• [WHAT THIS TASK INVOLVES]
Leave the pictures out. Return all other data exactly.

• [DATA SHOWN]
------------------------
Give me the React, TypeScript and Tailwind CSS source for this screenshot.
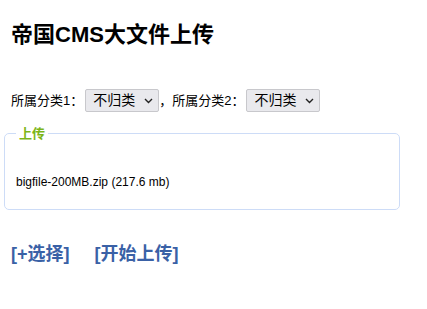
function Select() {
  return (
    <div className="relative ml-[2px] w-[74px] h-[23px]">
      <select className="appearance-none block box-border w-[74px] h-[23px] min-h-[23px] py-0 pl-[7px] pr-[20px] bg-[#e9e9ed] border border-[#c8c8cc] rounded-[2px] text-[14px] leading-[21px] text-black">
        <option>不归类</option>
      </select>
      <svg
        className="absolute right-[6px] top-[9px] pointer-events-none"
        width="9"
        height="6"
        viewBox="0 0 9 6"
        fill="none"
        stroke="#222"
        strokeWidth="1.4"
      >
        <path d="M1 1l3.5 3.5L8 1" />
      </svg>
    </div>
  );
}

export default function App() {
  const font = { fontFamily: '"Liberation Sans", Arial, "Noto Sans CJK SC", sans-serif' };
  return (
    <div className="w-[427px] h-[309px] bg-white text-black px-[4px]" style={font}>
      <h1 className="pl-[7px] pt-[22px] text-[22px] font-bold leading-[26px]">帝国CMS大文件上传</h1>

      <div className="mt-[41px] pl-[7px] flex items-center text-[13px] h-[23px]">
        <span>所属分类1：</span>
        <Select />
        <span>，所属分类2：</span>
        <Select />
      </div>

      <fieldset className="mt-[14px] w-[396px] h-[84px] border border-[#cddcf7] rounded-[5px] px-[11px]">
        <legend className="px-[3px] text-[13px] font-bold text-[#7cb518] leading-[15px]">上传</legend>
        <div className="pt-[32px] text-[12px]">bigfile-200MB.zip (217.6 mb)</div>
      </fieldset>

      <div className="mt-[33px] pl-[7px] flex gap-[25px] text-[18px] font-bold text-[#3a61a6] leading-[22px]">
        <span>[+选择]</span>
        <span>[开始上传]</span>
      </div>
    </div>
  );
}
------------------------
• [RESPONSE TO THIS EXERCISE]
Give me the React, TypeScript and Tailwind CSS source for this screenshot.
function Select() {
  return (
    <div className="relative ml-[2px] w-[74px] h-[23px]">
      <select className="appearance-none block box-border w-[74px] h-[23px] min-h-[23px] py-0 pl-[7px] pr-[20px] bg-[#e9e9ed] border border-[#c8c8cc] rounded-[2px] text-[14px] leading-[21px] text-black">
        <option>不归类</option>
      </select>
      <svg
        className="absolute right-[6px] top-[9px] pointer-events-none"
        width="9"
        height="6"
        viewBox="0 0 9 6"
        fill="none"
        stroke="#222"
        strokeWidth="1.4"
      >
        <path d="M1 1l3.5 3.5L8 1" />
      </svg>
    </div>
  );
}

export default function App() {
  const font = { fontFamily: '"Liberation Sans", Arial, "Noto Sans CJK SC", sans-serif' };
  return (
    <div className="w-[427px] h-[309px] bg-white text-black px-[4px]" style={font}>
      <h1 className="pl-[7px] pt-[22px] text-[22px] font-bold leading-[26px]">帝国CMS大文件上传</h1>

      <div className="mt-[41px] pl-[7px] flex items-center text-[13px] h-[23px]">
        <span>所属分类1：</span>
        <Select />
        <span>，所属分类2：</span>
        <Select />
      </div>

      <fieldset className="mt-[14px] w-[396px] h-[84px] border border-[#cddcf7] rounded-[5px] px-[11px]">
        <legend className="px-[3px] text-[13px] font-bold text-[#7cb518] leading-[15px]">上传</legend>
        <div className="pt-[32px] text-[12px]">bigfile-200MB.zip (217.6 mb)</div>
      </fieldset>

      <div className="mt-[33px] pl-[7px] flex gap-[25px] text-[18px] font-bold text-[#3a61a6] leading-[22px]">
        <span>[+选择]</span>
        <span>[开始上传]</span>
      </div>
    </div>
  );
}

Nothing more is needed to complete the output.